Fast growth of the pervasive computing and handheld/communication industry has generated exploding demand for high capacity nonvolatile solid-state data storage devices. Current technology like flash memory has several drawbacks such as slow access speed, limited endurance, and the integration difficulty. Flash memory (NAND or NOR) also faces significant scaling problems.

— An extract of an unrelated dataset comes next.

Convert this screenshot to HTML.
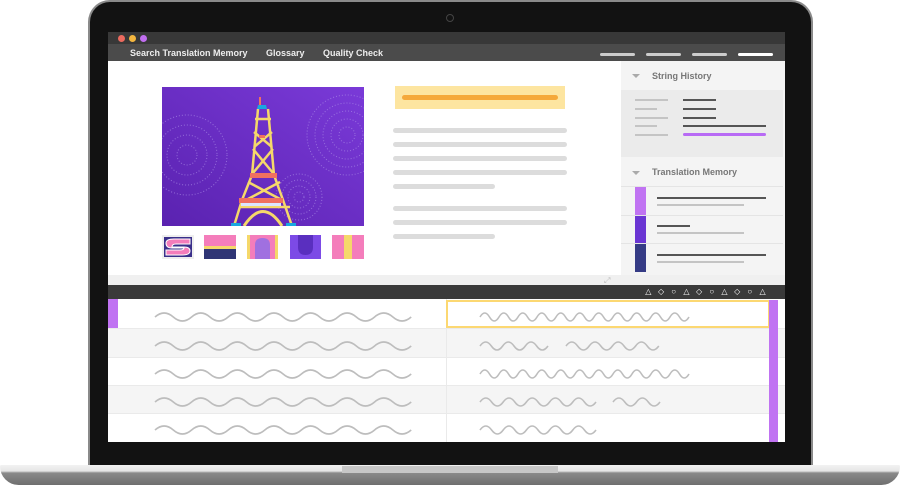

Resistive sense memories are promising candidates for future nonvolatile and universal memory by storing data bits as either a high or low resistance state. One such memory, MRAM, features non-volatility, fast writing/reading speed, almost unlimited programming endurance and zero standby power. The basic component of MRAM is a magnetic tunneling junction (MTJ). MRAM switches the MTJ resistance by using a current induced magnetic field to switch the magnetization of MTJ. As the MTJ size shrinks, the switching magnetic field amplitude increases and the switching variation becomes more severe. Resistive RAM (RRAM) is another resistive sense memory that has a variable resistance layer that can switch between a high resistance state and a low resistance state (for example by the presence or absence of a conductive filament) by applicant of a current or voltage.
However, many yield-limiting factors must be overcome before resistive sense memory enters the production stage. One challenge is the large resistance variation among the high resistance states and the low resistance states found in a resistive sense memory array. In spin-torque transfer RAM (STRAM), this is exponentially dependent on the thickness of an oxide barrier. The resistance variation in an MRAM, RRAM or STRAM array can be so large that the distributions of the resistance of a reference cell and that of a sensed cell may overlap. In such a situation, a sensing error may occur.